Backpacks were gathered and Reese began her weekly routine of filling the packs with donated items from her friends and neighbors. The program grew and now she and her crew of volunteers store their supplies in huge cardboard produce bins at the local food bank.

One in five Utah children are unsure where their next meal will come from.

"We worry when we can't provide the food service on a regular basis especially during the holidays," Reese said. "We have been told that several of the district's schools have a student population where 80 percent of them are living below the poverty level. That means most of the students are living in homes where their caregivers may not be making enough money to buy the nutritious food they need," she said.

Marti Woolford is a child nutrition advocate with Utahns Against Hunger. According to a report released by the hunger prevention group in 2013, one in every five children in Utah is unsure of where their next meal is coming from and 34 percent of children in the state get most of their nutrients by eating free or reduced price school lunch and breakfast.

"Nutrition can impact a child's ability to learn," Woolford said. "Without adequate food you see student attendance rates drop, test performance is impacted and there are more visits to the school nurse."

Nearly half of the state's teachers who participated in the school hunger survey reported hunger is a serious problem in their schools. Even more, nine out of 10, said having well fed students improves school performance. This, according to Woolford, is an important factor in helping children overcome overall issues of poverty.

When schools are closed Woolford encourages those in need to seek other sources of help.

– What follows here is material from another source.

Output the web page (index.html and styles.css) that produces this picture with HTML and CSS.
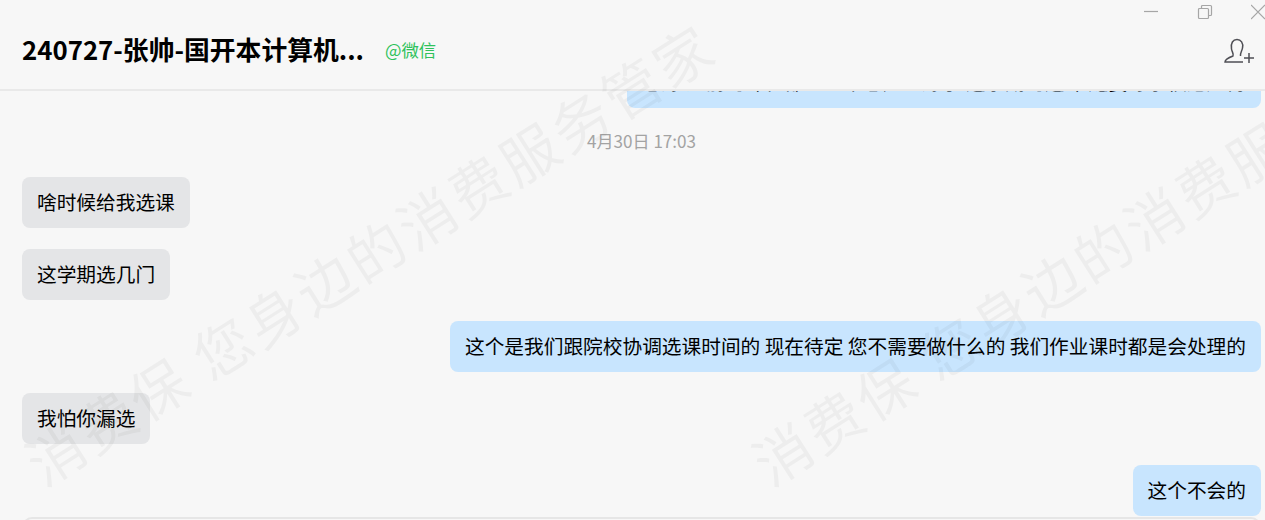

Local food pantry services and shelters often offer additional programs for patrons during the holidays. Still, she said, many families may be aware of food programs but are uncomfortable or unwilling to participate.  Community help in this case would include finding ways to encourage those who need the nutrients for themselves and their families to use the help. 

We all need help at some point in our lives.

Woolford says those in need can sometimes feel they are being judged when they admit they need help.

"We all need help at some point in our lives," Woolford said. "And getting proper nutrition is more than feeding your belly. It can provide you with the health and energy needed to get a job, find housing, and becoming more independent."  

Reese said she understands the stigma that happens when peers recognize students may be taking home food.

"We don't want the kids to be made fun of in any way and that is why we put it in a backpack," she said.  "They just look like they are going home with their normal backpack."

Reese is hoping the community will take the opportunity to donate items that can be used to fill backpacks after the holidays when students return to school.

Donations can be made at the Cache Food Pantry, 359 South Main St., Logan. Items for the program should be marked "Still Cool After School."